21 “And I will select some of them as priests and Levites,” says the LORD.
En ook zal Ik uit dezelve enigen tot priesters en tot Levieten nemen, zegt de HEERE.
22 “For just as the new heavens and the new earth, which I will make, will endure before Me,” declares the LORD, “so your descendants and your name will endure.
Want gelijk als die nieuwe hemel en die nieuwe aarde, die Ik maken zal, voor Mijn aangezicht zullen staan, spreekt de HEERE, alzo zal ook ulieder zaad en ulieder naam staan.
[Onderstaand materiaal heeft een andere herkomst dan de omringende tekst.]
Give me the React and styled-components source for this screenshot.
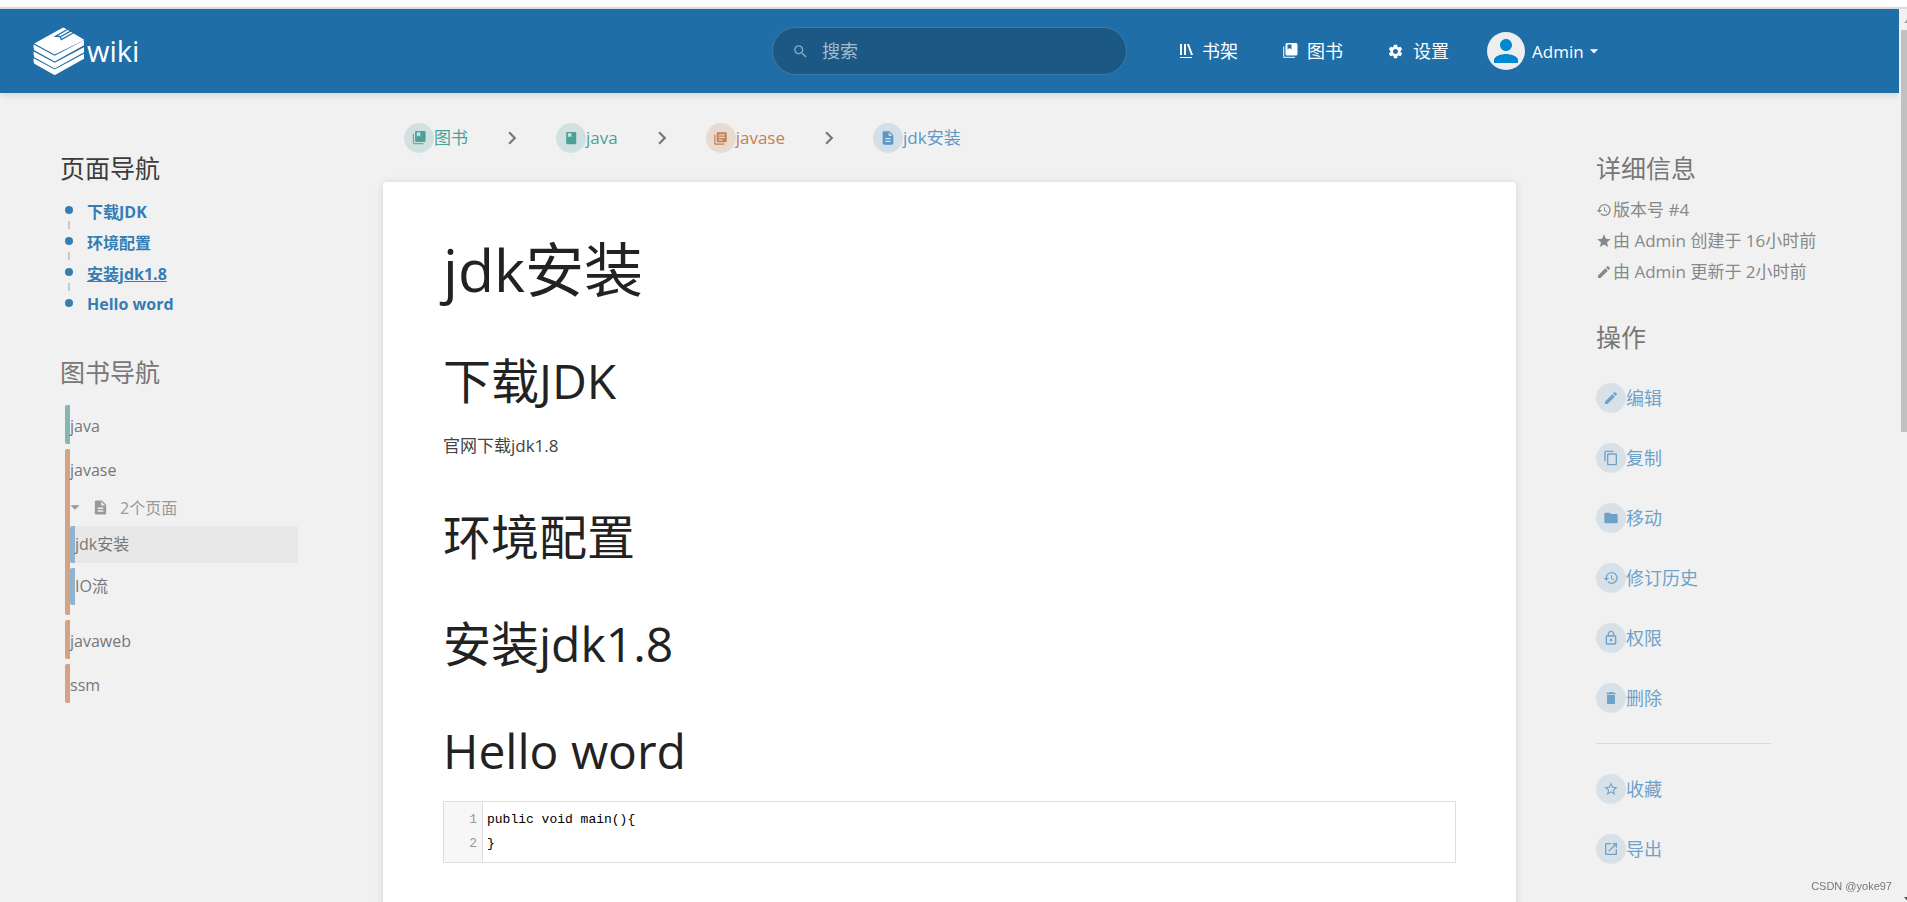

23 From one New Moon to another and from one Sabbath to another, all mankind will come to worship before Me,” says the LORD.
En het zal geschieden, dat van de ene nieuwe maan tot de andere, en van den enen sabbat tot den anderen, alle vlees komen zal om aan te bidden voor Mijn aangezicht, zegt de HEERE.
24 “As they go forth, they will see the corpses of the men who have rebelled against Me; for their worm will never die, their fire will never be quenched, and they will be a horror to all mankind.”
En zij zullen henen uitgaan, en zij zullen de dode lichamen der lieden zien, die tegen Mij overtreden hebben; want hun worm zal niet sterven, en hun vuur zal niet uitgeblust worden, en zij zullen allen vlees een afgrijzing wezen.